## [WHAT YOU ARE ASKED TO DO]
Among the lines below, count those containing the word "components". Give the number only.

## [SUPPLIED MATERIAL]
• • • • •

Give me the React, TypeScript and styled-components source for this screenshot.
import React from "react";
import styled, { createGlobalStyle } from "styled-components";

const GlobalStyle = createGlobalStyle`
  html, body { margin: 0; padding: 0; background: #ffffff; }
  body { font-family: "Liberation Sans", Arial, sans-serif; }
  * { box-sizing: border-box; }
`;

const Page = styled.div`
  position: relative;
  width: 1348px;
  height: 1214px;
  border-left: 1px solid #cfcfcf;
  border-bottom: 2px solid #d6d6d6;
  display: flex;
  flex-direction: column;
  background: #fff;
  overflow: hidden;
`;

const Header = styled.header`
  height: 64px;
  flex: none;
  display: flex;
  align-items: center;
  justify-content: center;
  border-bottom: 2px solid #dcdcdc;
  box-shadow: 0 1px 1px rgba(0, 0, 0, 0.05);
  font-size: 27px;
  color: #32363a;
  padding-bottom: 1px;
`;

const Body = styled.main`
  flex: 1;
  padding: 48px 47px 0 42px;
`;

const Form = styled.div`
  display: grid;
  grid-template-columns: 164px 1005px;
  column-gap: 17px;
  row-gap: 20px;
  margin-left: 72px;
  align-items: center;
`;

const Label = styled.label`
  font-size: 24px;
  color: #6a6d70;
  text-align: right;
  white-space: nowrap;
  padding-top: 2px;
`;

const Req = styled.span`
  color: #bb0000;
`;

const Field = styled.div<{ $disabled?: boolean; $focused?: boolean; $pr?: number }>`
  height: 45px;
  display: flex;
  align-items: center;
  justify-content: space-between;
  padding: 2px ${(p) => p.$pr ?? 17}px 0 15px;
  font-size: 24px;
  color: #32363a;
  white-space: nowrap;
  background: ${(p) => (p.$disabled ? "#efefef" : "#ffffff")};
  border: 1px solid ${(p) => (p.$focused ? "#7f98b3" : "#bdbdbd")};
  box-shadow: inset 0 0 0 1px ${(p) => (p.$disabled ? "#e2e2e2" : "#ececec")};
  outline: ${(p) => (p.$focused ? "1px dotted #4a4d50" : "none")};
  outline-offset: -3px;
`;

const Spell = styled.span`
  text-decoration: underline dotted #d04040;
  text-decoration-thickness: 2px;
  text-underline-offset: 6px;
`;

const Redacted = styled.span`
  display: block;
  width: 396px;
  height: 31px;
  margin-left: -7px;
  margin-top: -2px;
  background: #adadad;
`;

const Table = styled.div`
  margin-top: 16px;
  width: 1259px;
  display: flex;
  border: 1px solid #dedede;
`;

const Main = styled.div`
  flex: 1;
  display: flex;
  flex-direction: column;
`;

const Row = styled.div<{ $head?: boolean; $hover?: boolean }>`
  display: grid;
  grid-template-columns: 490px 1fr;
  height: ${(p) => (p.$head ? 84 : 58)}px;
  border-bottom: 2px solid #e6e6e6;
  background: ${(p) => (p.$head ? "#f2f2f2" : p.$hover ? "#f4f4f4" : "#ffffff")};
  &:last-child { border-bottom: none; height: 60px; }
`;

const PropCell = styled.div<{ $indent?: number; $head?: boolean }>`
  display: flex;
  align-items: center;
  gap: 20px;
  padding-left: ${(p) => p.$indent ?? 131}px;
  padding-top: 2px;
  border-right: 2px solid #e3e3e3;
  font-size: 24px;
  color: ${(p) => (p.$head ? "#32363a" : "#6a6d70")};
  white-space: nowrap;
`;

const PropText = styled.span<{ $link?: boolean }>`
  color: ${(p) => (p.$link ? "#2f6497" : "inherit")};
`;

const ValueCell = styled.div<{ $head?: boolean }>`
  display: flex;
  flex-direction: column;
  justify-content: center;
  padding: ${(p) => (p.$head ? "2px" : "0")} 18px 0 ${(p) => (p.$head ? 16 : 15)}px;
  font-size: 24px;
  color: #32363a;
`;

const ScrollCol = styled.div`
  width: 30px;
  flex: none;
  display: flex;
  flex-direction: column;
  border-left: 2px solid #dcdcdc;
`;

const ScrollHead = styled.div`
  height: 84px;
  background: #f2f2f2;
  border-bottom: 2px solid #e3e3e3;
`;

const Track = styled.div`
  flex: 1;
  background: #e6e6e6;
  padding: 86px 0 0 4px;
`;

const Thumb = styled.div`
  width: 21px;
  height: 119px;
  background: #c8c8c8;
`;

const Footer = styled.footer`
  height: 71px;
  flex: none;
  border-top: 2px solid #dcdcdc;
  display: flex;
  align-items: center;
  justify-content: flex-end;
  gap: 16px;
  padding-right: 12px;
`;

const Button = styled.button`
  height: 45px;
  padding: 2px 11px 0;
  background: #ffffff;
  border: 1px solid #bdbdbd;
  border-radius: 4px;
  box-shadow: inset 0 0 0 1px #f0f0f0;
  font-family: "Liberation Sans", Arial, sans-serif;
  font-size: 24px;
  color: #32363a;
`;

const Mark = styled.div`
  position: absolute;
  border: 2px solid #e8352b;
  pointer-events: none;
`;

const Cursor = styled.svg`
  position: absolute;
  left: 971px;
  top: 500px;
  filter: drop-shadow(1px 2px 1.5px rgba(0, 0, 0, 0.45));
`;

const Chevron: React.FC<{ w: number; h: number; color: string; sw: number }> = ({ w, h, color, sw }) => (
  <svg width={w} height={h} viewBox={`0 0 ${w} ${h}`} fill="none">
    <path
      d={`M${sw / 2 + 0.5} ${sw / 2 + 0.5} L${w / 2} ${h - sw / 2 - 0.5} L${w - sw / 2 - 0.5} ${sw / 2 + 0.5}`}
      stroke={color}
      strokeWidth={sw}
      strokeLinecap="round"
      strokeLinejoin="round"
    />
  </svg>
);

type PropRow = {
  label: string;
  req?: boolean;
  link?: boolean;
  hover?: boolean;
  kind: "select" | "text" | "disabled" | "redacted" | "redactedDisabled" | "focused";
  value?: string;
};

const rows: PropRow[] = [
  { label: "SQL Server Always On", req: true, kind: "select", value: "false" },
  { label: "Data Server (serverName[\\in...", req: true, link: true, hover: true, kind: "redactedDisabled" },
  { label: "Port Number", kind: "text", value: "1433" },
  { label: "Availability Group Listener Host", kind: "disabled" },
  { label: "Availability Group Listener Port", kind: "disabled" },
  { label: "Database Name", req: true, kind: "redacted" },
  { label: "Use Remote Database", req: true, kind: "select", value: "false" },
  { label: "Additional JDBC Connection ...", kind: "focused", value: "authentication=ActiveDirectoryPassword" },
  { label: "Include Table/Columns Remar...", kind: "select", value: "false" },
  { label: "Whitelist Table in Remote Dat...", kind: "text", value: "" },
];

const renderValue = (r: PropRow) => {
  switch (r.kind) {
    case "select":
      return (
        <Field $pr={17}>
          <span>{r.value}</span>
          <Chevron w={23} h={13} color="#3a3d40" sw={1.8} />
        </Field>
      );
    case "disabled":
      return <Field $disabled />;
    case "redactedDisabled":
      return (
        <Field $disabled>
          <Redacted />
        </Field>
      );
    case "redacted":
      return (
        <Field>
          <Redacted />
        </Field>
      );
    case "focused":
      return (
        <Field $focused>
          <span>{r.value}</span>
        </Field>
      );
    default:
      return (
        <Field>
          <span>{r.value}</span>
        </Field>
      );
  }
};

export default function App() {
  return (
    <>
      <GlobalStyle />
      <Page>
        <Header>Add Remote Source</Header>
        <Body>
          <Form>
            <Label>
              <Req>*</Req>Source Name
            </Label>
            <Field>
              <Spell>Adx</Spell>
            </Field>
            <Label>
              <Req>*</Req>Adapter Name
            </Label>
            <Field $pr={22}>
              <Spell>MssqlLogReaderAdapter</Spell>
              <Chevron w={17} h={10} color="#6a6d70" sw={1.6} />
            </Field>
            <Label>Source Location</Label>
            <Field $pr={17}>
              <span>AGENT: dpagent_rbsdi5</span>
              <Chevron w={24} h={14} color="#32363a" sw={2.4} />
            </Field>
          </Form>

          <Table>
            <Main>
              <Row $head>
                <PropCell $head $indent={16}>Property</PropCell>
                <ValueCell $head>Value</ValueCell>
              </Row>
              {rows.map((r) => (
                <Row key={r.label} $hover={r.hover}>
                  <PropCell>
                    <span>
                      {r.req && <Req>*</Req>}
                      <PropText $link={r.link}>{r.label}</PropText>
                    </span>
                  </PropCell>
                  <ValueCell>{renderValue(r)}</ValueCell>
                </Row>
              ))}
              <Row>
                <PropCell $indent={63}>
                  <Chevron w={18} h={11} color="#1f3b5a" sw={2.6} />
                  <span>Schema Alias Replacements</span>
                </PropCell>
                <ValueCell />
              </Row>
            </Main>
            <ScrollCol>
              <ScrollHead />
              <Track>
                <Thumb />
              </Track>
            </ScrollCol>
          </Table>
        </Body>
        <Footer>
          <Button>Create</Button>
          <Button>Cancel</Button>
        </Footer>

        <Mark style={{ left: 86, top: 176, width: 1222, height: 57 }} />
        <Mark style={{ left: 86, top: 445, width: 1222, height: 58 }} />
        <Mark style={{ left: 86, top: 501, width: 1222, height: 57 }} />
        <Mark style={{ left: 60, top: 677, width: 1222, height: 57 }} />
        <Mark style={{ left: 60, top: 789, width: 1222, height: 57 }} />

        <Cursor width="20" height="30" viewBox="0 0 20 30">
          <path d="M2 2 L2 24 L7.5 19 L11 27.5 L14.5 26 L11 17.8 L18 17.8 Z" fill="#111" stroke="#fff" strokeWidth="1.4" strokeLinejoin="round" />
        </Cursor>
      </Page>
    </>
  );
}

• • • • •

## [SOLUTION BELOW]
2